::: Information shown

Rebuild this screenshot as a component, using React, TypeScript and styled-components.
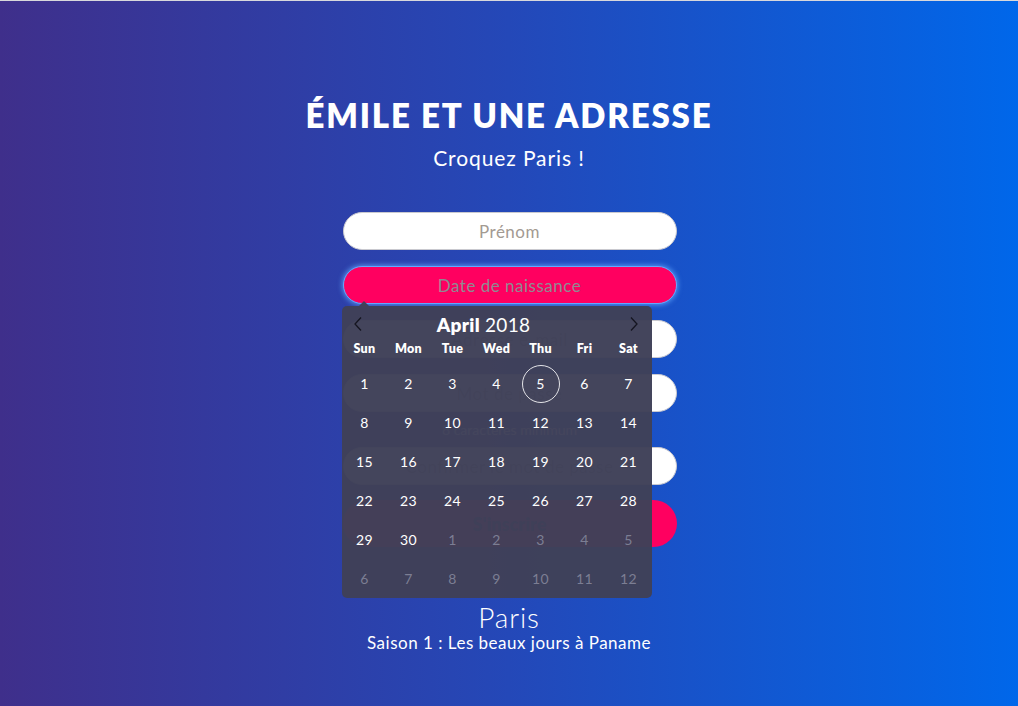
import React from 'react';
import styled, { createGlobalStyle, css } from 'styled-components';

const GlobalStyle = createGlobalStyle`
  html, body {
    margin: 0;
    padding: 0;
  }
  body {
    font-family: Lato, "Open Sans", sans-serif;
  }
  * {
    box-sizing: border-box;
  }
`;

const DAY_NAMES = ['Sun', 'Mon', 'Tue', 'Wed', 'Thu', 'Fri', 'Sat'];

type Day = { label: number; outside?: boolean; today?: boolean };

const buildWeeks = (): Day[][] => {
  const days: Day[] = [];
  for (let i = 1; i <= 30; i++) days.push({ label: i, today: i === 5 });
  for (let i = 1; i <= 12; i++) days.push({ label: i, outside: true });
  const weeks: Day[][] = [];
  for (let w = 0; w < 6; w++) weeks.push(days.slice(w * 7, w * 7 + 7));
  return weeks;
};

function Chevron({ dir }: { dir: 'left' | 'right' }) {
  return (
    <svg width="10" height="16" viewBox="0 0 10 16" fill="none">
      <path
        d={dir === 'left' ? 'M8 1.5 L2 8 L8 14.5' : 'M2 1.5 L8 8 L2 14.5'}
        stroke="#151520"
        strokeWidth="1.3"
      />
    </svg>
  );
}

function Calendar() {
  const weeks = buildWeeks();
  return (
    <CalendarBox>
      <Pointer />
      <CalHeader>
        <NavButton>
          <Chevron dir="left" />
        </NavButton>
        <MonthLabel>
          <strong>April</strong> 2018
        </MonthLabel>
        <NavButton>
          <Chevron dir="right" />
        </NavButton>
      </CalHeader>
      <WeekRow $names>
        {DAY_NAMES.map((d) => (
          <DayName key={d}>{d}</DayName>
        ))}
      </WeekRow>
      <Weeks>
        {weeks.map((week, wi) => (
          <WeekRow key={wi}>
            {week.map((day, di) => (
              <DayCell key={di} $outside={day.outside}>
                {day.today ? <Today>{day.label}</Today> : day.label}
              </DayCell>
            ))}
          </WeekRow>
        ))}
      </Weeks>
    </CalendarBox>
  );
}

export default function App() {
  return (
    <>
      <GlobalStyle />
      <Page>
        <Title>ÉMILE ET UNE ADRESSE</Title>
        <Subtitle>Croquez Paris !</Subtitle>
        <Form onSubmit={(e) => e.preventDefault()}>
          <Field placeholder="Prénom" />
          <DateWrap>
            <Field $focused placeholder="Date de naissance" />
            <Calendar />
          </DateWrap>
          <Field placeholder="Adresse e-mail" />
          <Field type="password" placeholder="Mot de passe" />
          <Hint>8 caractères minimum</Hint>
          <Field type="password" placeholder="Confirmer le mot de passe" />
          <Submit type="submit">S'inscrire</Submit>
        </Form>
        <City>Paris</City>
        <Season>Saison 1 : Les beaux jours à Paname</Season>
      </Page>
    </>
  );
}

const Page = styled.div`
  min-height: 100vh;
  border-top: 1px solid #d8d8dc;
  background: linear-gradient(to right, #3f2f8b 0%, #2448b8 50%, #0067ea 100%);
  display: flex;
  flex-direction: column;
  align-items: center;
  padding-top: 94px;
  color: #fff;
`;

const Title = styled.h1`
  margin: 0;
  font-size: 33px;
  line-height: 40px;
  font-weight: 800;
  letter-spacing: 1.8px;
`;

const Subtitle = styled.p`
  margin: 11px 0 0;
  font-size: 21px;
  line-height: 24px;
  font-weight: 400;
  letter-spacing: 0.9px;
`;

const Form = styled.form`
  margin-top: 42px;
  width: 334px;
  margin-left: 1px;
  display: flex;
  flex-direction: column;
`;

const Field = styled.input<{ $focused?: boolean }>`
  width: 100%;
  height: 38px;
  border-radius: 19px;
  border: 1px solid #c9c9cf;
  background: #fff;
  text-align: center;
  font-family: inherit;
  font-size: 17px;
  letter-spacing: 0.5px;
  color: #333;
  outline: none;
  margin-bottom: 16px;
  &::placeholder {
    color: #a39a92;
  }
  ${({ $focused }) =>
    $focused &&
    css`
      background: #ff0060;
      border-color: #63a8ff;
      box-shadow: 0 0 5px 1px rgba(100, 170, 255, 0.75);
      &::placeholder {
        color: #8f8a92;
      }
    `}
`;

const DateWrap = styled.div`
  position: relative;
`;

const Hint = styled.div`
  margin-top: -16px;
  height: 35px;
  display: flex;
  align-items: center;
  justify-content: center;
  font-size: 14px;
  color: #fff;
`;

const Submit = styled.button`
  height: 47px;
  border-radius: 24px;
  border: none;
  background: #ff0060;
  color: #2b2b4a;
  font-family: inherit;
  font-weight: 800;
  font-size: 18px;
  margin-top: -1px;
`;

const City = styled.div`
  margin-top: 54px;
  font-size: 28px;
  line-height: 32px;
  font-weight: 300;
  letter-spacing: 0.8px;
`;

const Season = styled.div`
  font-size: 17px;
  line-height: 20px;
  letter-spacing: 0.5px;
`;

const CalendarBox = styled.div`
  position: absolute;
  top: 40px;
  left: -1px;
  width: 310px;
  padding: 6px 1px 0;
  height: 292px;
  border-radius: 5px;
  background: rgba(63, 65, 88, 0.975);
  z-index: 10;
`;

const Pointer = styled.div`
  position: absolute;
  top: -5px;
  left: 17px;
  width: 0;
  height: 0;
  border-left: 5px solid transparent;
  border-right: 5px solid transparent;
  border-bottom: 5px solid rgba(63, 65, 88, 0.975);
`;

const CalHeader = styled.div`
  height: 24px;
  display: flex;
  align-items: center;
  padding-right: 2px;
`;

const NavButton = styled.div`
  width: 30px;
  display: flex;
  justify-content: center;
`;

const MonthLabel = styled.div`
  flex: 1;
  text-align: center;
  font-size: 19px;
  padding-right: 24px;
  font-weight: 400;
  letter-spacing: 0.3px;
  strong {
    font-weight: 800;
  }
`;

const Weeks = styled.div`
  margin-top: 4px;
`;

const WeekRow = styled.div<{ $names?: boolean }>`
  display: grid;
  grid-template-columns: repeat(7, 44px);
  height: ${({ $names }) => ($names ? '24px' : '39px')};
  align-items: center;
`;

const DayName = styled.div`
  text-align: center;
  font-size: 12.5px;
  font-weight: 800;
  letter-spacing: 0.3px;
`;

const DayCell = styled.div<{ $outside?: boolean }>`
  display: flex;
  align-items: center;
  justify-content: center;
  height: 39px;
  font-size: 14px;
  letter-spacing: 0.3px;
  color: ${({ $outside }) => ($outside ? '#7c7e93' : '#fff')};
`;

const Today = styled.span`
  width: 38px;
  height: 38px;
  border-radius: 50%;
  border: 1px solid rgba(255, 255, 255, 0.85);
  display: flex;
  align-items: center;
  justify-content: center;
`;
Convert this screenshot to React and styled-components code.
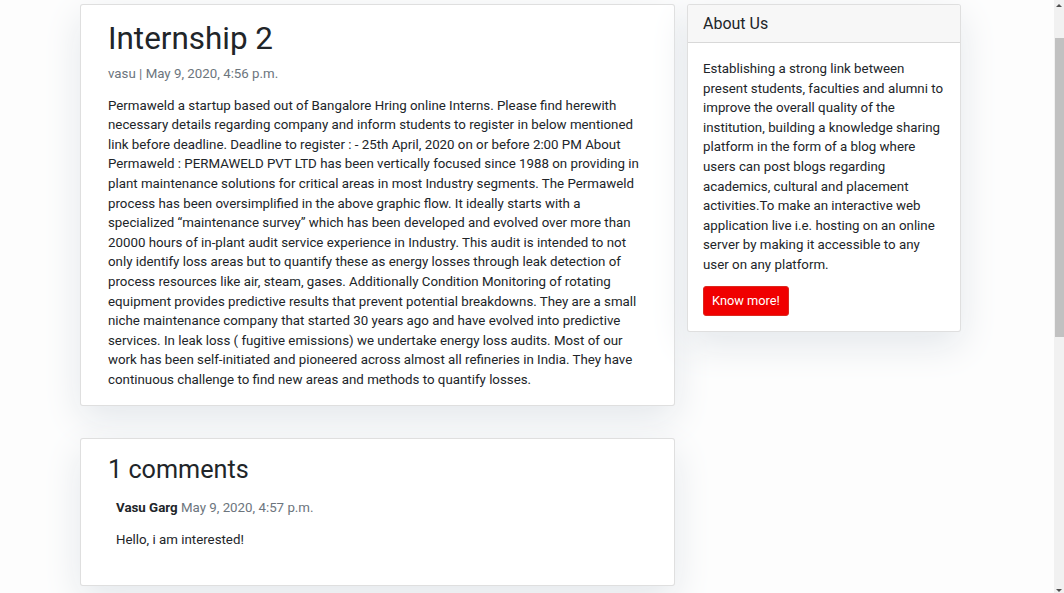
import styled, { createGlobalStyle } from 'styled-components'

const GlobalStyle = createGlobalStyle`
	* {
		box-sizing: border-box;
	}
	html, body {
		margin: 0;
		height: 593px;
		overflow: hidden;
	}
	body {
		font-family: Roboto, 'Liberation Sans', sans-serif;
		font-size: 13.3px;
		line-height: 19.6px;
		color: #212529;
		background-color: #fdfdfd;
	}
`

const post = {
	title: 'Internship 2',
	author: 'vasu',
	created: 'May 9, 2020, 4:56 p.m.',
	content:
		'Permaweld a startup based out of Bangalore Hring online Interns. Please find herewith necessary details regarding company and inform students to register in below mentioned link before deadline. Deadline to register : - 25th April, 2020 on or before 2:00 PM About Permaweld : PERMAWELD PVT LTD has been vertically focused since 1988 on providing in plant maintenance solutions for critical areas in most Industry segments. The Permaweld process has been oversimplified in the above graphic flow. It ideally starts with a specialized \u201cmaintenance survey\u201d which has been developed and evolved over more than 20000 hours of in-plant audit service experience in Industry. This audit is intended to not only identify loss areas but to quantify these as energy losses through leak detection of process resources like air, steam, gases. Additionally Condition Monitoring of rotating equipment provides predictive results that prevent potential breakdowns. They are a small niche maintenance company that started 30 years ago and have evolved into predictive services. In leak loss ( fugitive emissions) we undertake energy loss audits. Most of our work has been self-initiated and pioneered across almost all refineries in India. They have continuous challenge to find new areas and methods to quantify losses.',
}

const comments = [
	{ name: 'Vasu Garg', created: 'May 9, 2020, 4:57 p.m.', body: 'Hello, i am interested!' },
]

export default function App() {
	return (
		<>
			<GlobalStyle />
			<Page>
				<MainColumn>
					<Card>
						<CardBody $bottom={3}>
							<Title>{post.title}</Title>
							<Meta>
								{post.author} | {post.created}
							</Meta>
							<Text>{post.content}</Text>
						</CardBody>
					</Card>
					<Card>
						<CardBody $bottom={15}>
							<CommentsTitle>{comments.length} comments</CommentsTitle>
							{comments.map((c) => (
								<Comment key={c.name}>
									<CommentAuthor>
										{c.name} <Muted>{c.created}</Muted>
									</CommentAuthor>
									<Text>{c.body}</Text>
								</Comment>
							))}
						</CardBody>
					</Card>
				</MainColumn>
				<Sidebar>
					<SideCard>
						<CardHeader>About Us</CardHeader>
						<SideBody>
							<Text $mb={11}>
								Establishing a strong link between present students, faculties and alumni to improve the
								overall quality of the institution, building a knowledge sharing platform in the form of a
								blog where users can post blogs regarding academics, cultural and placement activities.To
								make an interactive web application live i.e. hosting on an online server by making it
								accessible to any user on any platform.
							</Text>
							<Button>Know more!</Button>
						</SideBody>
					</SideCard>
				</Sidebar>
			</Page>
			<Scrollbar>
				<ArrowUp />
				<Thumb />
				<ArrowDown />
			</Scrollbar>
		</>
	)
}

const Page = styled.div`
	display: flex;
	align-items: flex-start;
	gap: 12px;
	padding: 4px 0 0 80px;
	width: 1054px;
`

const MainColumn = styled.div`
	width: 595px;
	display: flex;
	flex-direction: column;
	gap: 32px;
`

const Card = styled.div`
	background: #fff;
	border: 1px solid rgba(0, 0, 0, 0.125);
	border-radius: 3px;
	box-shadow: 0 13px 38px #e3e7eb;
`

const CardBody = styled.div`
	padding: 15px 27px ${(p) => p.$bottom}px;
`

const Title = styled.h1`
	margin: 0 0 6px;
	font-size: 31.4px;
	font-weight: 400;
	line-height: 38px;
	color: #212529;
`

const Meta = styled.p`
	margin: 0 0 12px;
	color: #6c757d;
`

const Text = styled.p`
	margin: 0 0 ${(p) => p.$mb ?? 12}px;
`

const CommentsTitle = styled.h2`
	margin: 0 0 5px;
	font-size: 25.2px;
	font-weight: 400;
	line-height: 31px;
	color: #212529;
`

const Comment = styled.div`
	padding: 8px;
`

const CommentAuthor = styled.p`
	margin: 0 0 13px;
	font-weight: 700;
`

const Muted = styled.span`
	font-weight: 400;
	color: #6c757d;
`

const Sidebar = styled.div`
	width: 274px;
`

const SideCard = styled(Card)`
	overflow: hidden;
`

const CardHeader = styled.h5`
	margin: 0;
	padding: 9px 15px;
	font-size: 16px;
	font-weight: 400;
	line-height: 19px;
	background: #f7f7f7;
	border-bottom: 1px solid rgba(0, 0, 0, 0.125);
`

const SideBody = styled.div`
	padding: 16px 14px 15px 15px;
`

const Button = styled.button`
	display: inline-block;
	padding: 4.8px 8px;
	font-family: inherit;
	font-size: 12.8px;
	line-height: 19.2px;
	color: #fff;
	background-color: #f00000;
	border: 1px solid #dc281e;
	border-radius: 3px;
`

const Scrollbar = styled.div`
	position: fixed;
	top: 0;
	right: 0;
	width: 10px;
	height: 593px;
	background: #f1f1f1;
`

const Thumb = styled.div`
	position: absolute;
	top: 38px;
	left: 1px;
	right: 0;
	height: 299px;
	background: #c1c1c1;
`

const ArrowUp = styled.div`
	position: absolute;
	top: 4px;
	left: 2px;
	width: 0;
	height: 0;
	border-left: 3px solid transparent;
	border-right: 3px solid transparent;
	border-bottom: 3px solid #505050;
`

const ArrowDown = styled(ArrowUp)`
	top: auto;
	bottom: 1px;
	border-bottom: none;
	border-top: 3px solid #505050;
`
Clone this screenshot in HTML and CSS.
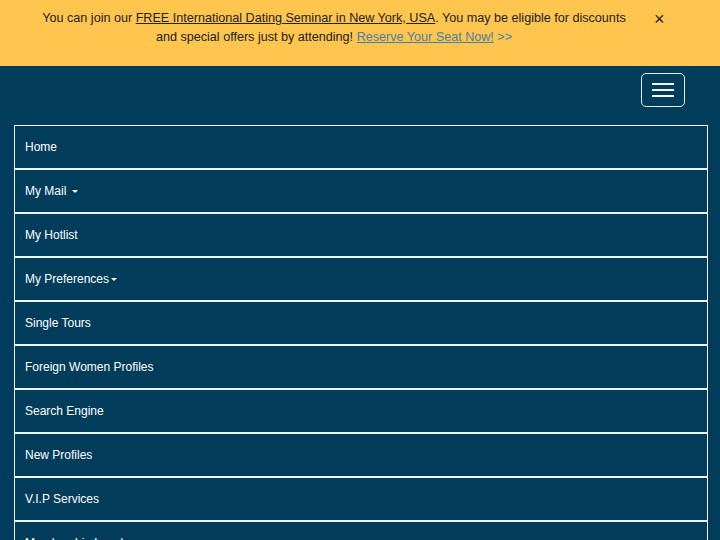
FILE: index.html
```html
<!DOCTYPE html>
<html lang="en">
<head>
  <meta charset="UTF-8" />
  <meta name="viewport" content="width=device-width, initial-scale=1.0"/>
  <title>Menu</title>
  <link rel="stylesheet" href="styles.css">
</head>
<body>

  <div class="promo">
    <p class="promo-text">You can join our <a href="#" class="promo-link">FREE International Dating Seminar in New York, USA</a>. You may be eligible for discounts and special offers just by attending! <a href="#" class="reserve">Reserve Your Seat Now!</a> <span class="arrows">&gt;&gt;</span></p>
    <button class="close">&times;</button>
  </div>

  <nav class="navbar">
    <div class="navbar-header">
      <button class="toggle">
        <span class="bar"></span>
        <span class="bar"></span>
        <span class="bar"></span>
      </button>
    </div>

    <ul class="menu">
      <li><a href="#">Home</a></li>
      <li><a href="#">My Mail <span class="caret"></span></a></li>
      <li><a href="#">My Hotlist</a></li>
      <li><a href="#">My Preferences<span class="caret"></span></a></li>
      <li><a href="#">Single Tours</a></li>
      <li><a href="#">Foreign Women Profiles</a></li>
      <li><a href="#">Search Engine</a></li>
      <li><a href="#">New Profiles</a></li>
      <li><a href="#">V.I.P Services</a></li>
      <li><a href="#">Membership Levels</a></li>
      <li><a href="#">Contact Us</a></li>
    </ul>
  </nav>

</body>
</html>
```

FILE: styles.css
```css
body {
  margin: 0;
  font-family: "Liberation Sans", Arial, sans-serif;
  background: #013d5b;
  color: white;
}

.promo {
  display: flex;
  align-items: flex-start;
  background: #fec54f;
  color: #222;
  height: 66px;
  box-sizing: border-box;
  padding: 9px 0 0 34px;
}

.promo-text {
  width: 600px;
  margin: 0;
  font-size: 12.6px;
  line-height: 19px;
  text-align: center;
}

.promo-link {
  color: #222;
  text-decoration: underline;
}

.reserve, .arrows {
  color: #4a7fa8;
}

.reserve {
  text-decoration: underline;
}

.close {
  margin-left: 20px;
  margin-top: 1px;
  padding: 0;
  background: none;
  border: none;
  font-family: "Liberation Sans", Arial, sans-serif;
  font-size: 18px;
  line-height: 18px;
  color: #222;
  cursor: pointer;
}

.navbar {
  padding: 0 12px 0 14px;
}

.navbar-header {
  display: flex;
  justify-content: flex-end;
  padding: 7px 23px 0 0;
}

.toggle {
  display: flex;
  flex-direction: column;
  justify-content: center;
  align-items: center;
  gap: 4px;
  width: 44px;
  height: 34px;
  padding: 0;
  background: transparent;
  border: 1px solid #e6eef3;
  border-radius: 5px;
  cursor: pointer;
}

.bar {
  display: block;
  width: 22px;
  height: 2px;
  background: #f2f6f8;
}

.menu {
  list-style: none;
  margin: 18px 0 0;
  padding: 0;
}

.menu li {
  border: 1px solid #eef3f6;
}

.menu a {
  display: block;
  height: 42px;
  line-height: 42px;
  padding: 0 10px;
  color: white;
  font-size: 12px;
  text-decoration: none;
}

.caret {
  display: inline-block;
  width: 0;
  height: 0;
  margin-left: 2px;
  vertical-align: middle;
  border-top: 3px solid white;
  border-left: 3px solid transparent;
  border-right: 3px solid transparent;
}
```
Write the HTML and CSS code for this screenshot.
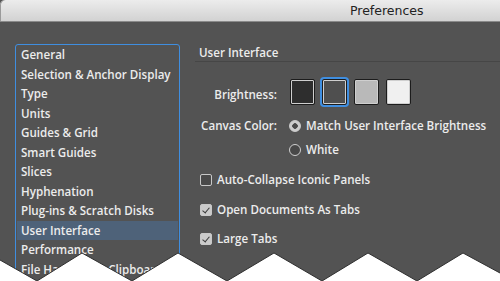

::::::

Write out, word for word, the lines from the start of the data through the one holding "number; outside?: boolean;". Omit pictures.

[Answer to the problem]
Rebuild this screenshot as a component, using React, TypeScript and styled-components.
import React from 'react';
import styled, { createGlobalStyle, css } from 'styled-components';

const GlobalStyle = createGlobalStyle`
  html, body {
    margin: 0;
    padding: 0;
  }
  body {
    font-family: Lato, "Open Sans", sans-serif;
  }
  * {
    box-sizing: border-box;
  }
`;

const DAY_NAMES = ['Sun', 'Mon', 'Tue', 'Wed', 'Thu', 'Fri', 'Sat'];

type Day = { label: number; outside?: boolean; today?: boolean };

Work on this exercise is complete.